Interessant is dat één eerdere studie liet zien dat vedolizumab, een middel dat voorkomt dat immuuncellen de darmen in gaan en daarom geschikt is voor de bijwerking colitis, een betere overleving geeft dan TNF-remmers. “Dat zou verklaard kunnen worden doordat vedolizumab specifiek de immuunreactie in de darmen remt en de rest van het immuunsysteem minder onderdrukt”, denkt Verheijden. “Het was geen gerandomiseerde klinische studie, dus we moeten een slag om de arm houden, maar aangezien vedolizumab bij colitis in principe even goed werkt als TNF-remmers zouden oncologen daar de voorkeur aan kunnen geven.”

Niet meer dan nodig

Verheijden wil dokters verder op het hart drukken om bijwerkingen van checkpointremmers wél goed te behandelen. “Ze moeten zich niet laten leiden door angst voor eventuele effecten op de overleving. Behandelen van bijwerkingen is essentieel om de kwaliteit van leven te behouden”, zegt hij. “Anderzijds moeten behandelaars zich wel bewust zijn van het negatieve effect van immuunremmers. Dus: geef zoveel als nodig is, maar ook niet meer dan dat. En blijf de patiënt goed monitoren. Dat gebeurt nu ook al goed in Nederland, maar als straks door bredere indicaties steeds meer behandelaars checkpointremmers geven, is het belangrijk om die kennis te behouden.”

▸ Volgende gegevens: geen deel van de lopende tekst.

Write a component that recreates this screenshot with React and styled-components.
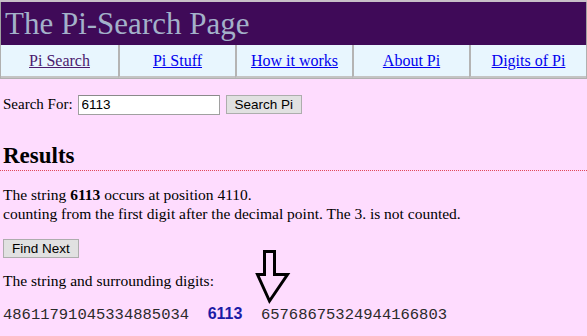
import React from "react";
import styled, { createGlobalStyle } from "styled-components";

const Global = createGlobalStyle`
  html, body { margin: 0; padding: 0; }
  body {
    background: #fedcfe;
    font-family: "Liberation Serif", "Times New Roman", serif;
    font-size: 15.5px;
    color: #000;
  }
`;

const Page = styled.div`
  width: 587px;
  height: 336px;
  overflow: hidden;
  background: #fedcfe;
  border-top: 2px solid #c8c0c8;
  box-sizing: border-box;
`;

const Header = styled.header`
  background: #3f0a58;
  height: 43px;
  display: flex;
  align-items: center;
  padding-left: 4px;
  border-left: 1px solid #a0a0a0;
  border-right: 1px solid #a0a0a0;
`;

const Title = styled.h1`
  margin: 0;
  font-weight: normal;
  font-size: 31px;
  color: #a3b1c9;
  font-family: "Liberation Serif", "Times New Roman", serif;
  line-height: 1;
  padding-bottom: 1px;
`;

const Nav = styled.nav`
  display: grid;
  grid-template-columns: repeat(5, 1fr);
  background: #e8f6fe;
  border: 1px solid #b0b0b0;
  border-top: none;
  height: 34px;
  box-sizing: border-box;
`;

const NavCell = styled.div`
  display: flex;
  align-items: center;
  justify-content: center;
  border-left: ${(p) => (p.$first ? "none" : "2px solid #b4b4b4")};
  border-bottom: 2px solid #c4c4c4;
`;

const NavLink = styled.a`
  font-size: 16px;
  color: ${(p) => (p.$visited ? "#4b1a6e" : "#0000ee")};
  text-decoration: underline;
`;

const Content = styled.main`
  position: relative;
  padding: 16px 3px 0;
`;

const SearchRow = styled.form`
  display: flex;
  align-items: center;
  height: 19px;
  margin: 0;
`;

const Label = styled.span`
  font-size: 15px;
  margin-right: 5px;
`;

const Input = styled.input`
  width: 142px;
  height: 20px;
  box-sizing: border-box;
  border: 1px solid #a0a0a0;
  border-top-color: #8a8a8a;
  padding: 1px 3px;
  margin: 0 6px 0 0;
  font-family: "Liberation Sans", Arial, sans-serif;
  font-size: 13.5px;
  background: #fff;
  color: #000;
`;

const Button = styled.button`
  display: block;
  height: 19px;
  box-sizing: border-box;
  padding: 0 8px;
  margin: ${(p) => p.$m || "0"};
  border: 1px solid #adadad;
  background: #e1e1e1;
  font-family: "Liberation Sans", Arial, sans-serif;
  font-size: 13.5px;
  color: #000;
  line-height: 1;
`;

const Heading = styled.h2`
  margin: 29px -3px 0;
  padding: 0 3px 1px;
  font-size: 23px;
  font-weight: bold;
  line-height: 26px;
  border-bottom: 1px dotted #e0485a;
`;

const Para = styled.p`
  margin: ${(p) => p.$m || "0"};
  font-size: 15.5px;
  line-height: 19px;
`;

const Digits = styled.div`
  margin-top: 14px;
  font-family: "Liberation Mono", "Courier New", monospace;
  font-size: 15.5px;
  line-height: 19px;
  color: #2a2a2a;
  white-space: pre;
`;

const Found = styled.b`
  color: #1b1ba6;
  font-family: "Liberation Sans", Arial, sans-serif;
  font-size: 16px;
`;

const Arrow = styled.svg`
  position: absolute;
  left: 250px;
  top: 166px;
`;

export default function App() {
  const tabs = [
    ["Pi Search", true],
    ["Pi Stuff"],
    ["How it works"],
    ["About Pi"],
    ["Digits of Pi"],
  ];
  return (
    <>
      <Global />
      <Page>
        <Header>
          <Title>The Pi-Search Page</Title>
        </Header>
        <Nav>
          {tabs.map(([t, v], i) => (
            <NavCell key={t} $first={i === 0}>
              <NavLink href="#" $visited={v}>{t}</NavLink>
            </NavCell>
          ))}
        </Nav>
        <Content>
          <SearchRow onSubmit={(e) => e.preventDefault()}>
            <Label>Search For:</Label>
            <Input defaultValue="6113" />
            <Button type="submit">Search Pi</Button>
          </SearchRow>
          <Heading>Results</Heading>
          <Para $m="14px 0 0">
            The string <b>6113</b> occurs at position 4110.
            <br />
            counting from the first digit after the decimal point. The 3. is not counted.
          </Para>
          <Button type="button" $m="16px 0 0">Find Next</Button>
          <Para $m="13px 0 0">The string and surrounding digits:</Para>
          <Digits>
            {"48611791045334885034  "}
            <Found>6113</Found>
            {"  65768675324944166803"}
          </Digits>
          <Arrow width="45" height="64" viewBox="0 0 45 64">
            <path
              d="M14.5 6.5 H24.5 V29.5 H37.5 L19.5 56 L7.5 29.5 H14.5 Z"
              fill="none"
              stroke="#000"
              strokeWidth="3"
              strokeLinejoin="miter"
            />
          </Arrow>
        </Content>
      </Page>
    </>
  );
}
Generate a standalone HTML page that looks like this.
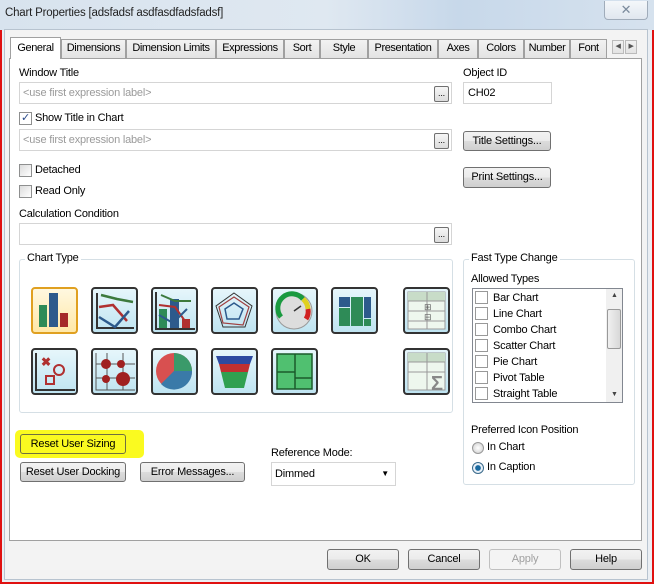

Tot slot benadrukt Verheijden het belang van verder onderzoek. “Gerandomiseerd onderzoek is lastig, dus richten we ons nu vooral op grote internationale multicenter databases”, zegt hij. “Dan kunnen we inzoomen op specifieke middelen om uiteindelijk te bepalen welke behandelstrategie voor bijwerkingen het beste, is zonder de effectiviteit van checkpointremmers te verminderen.”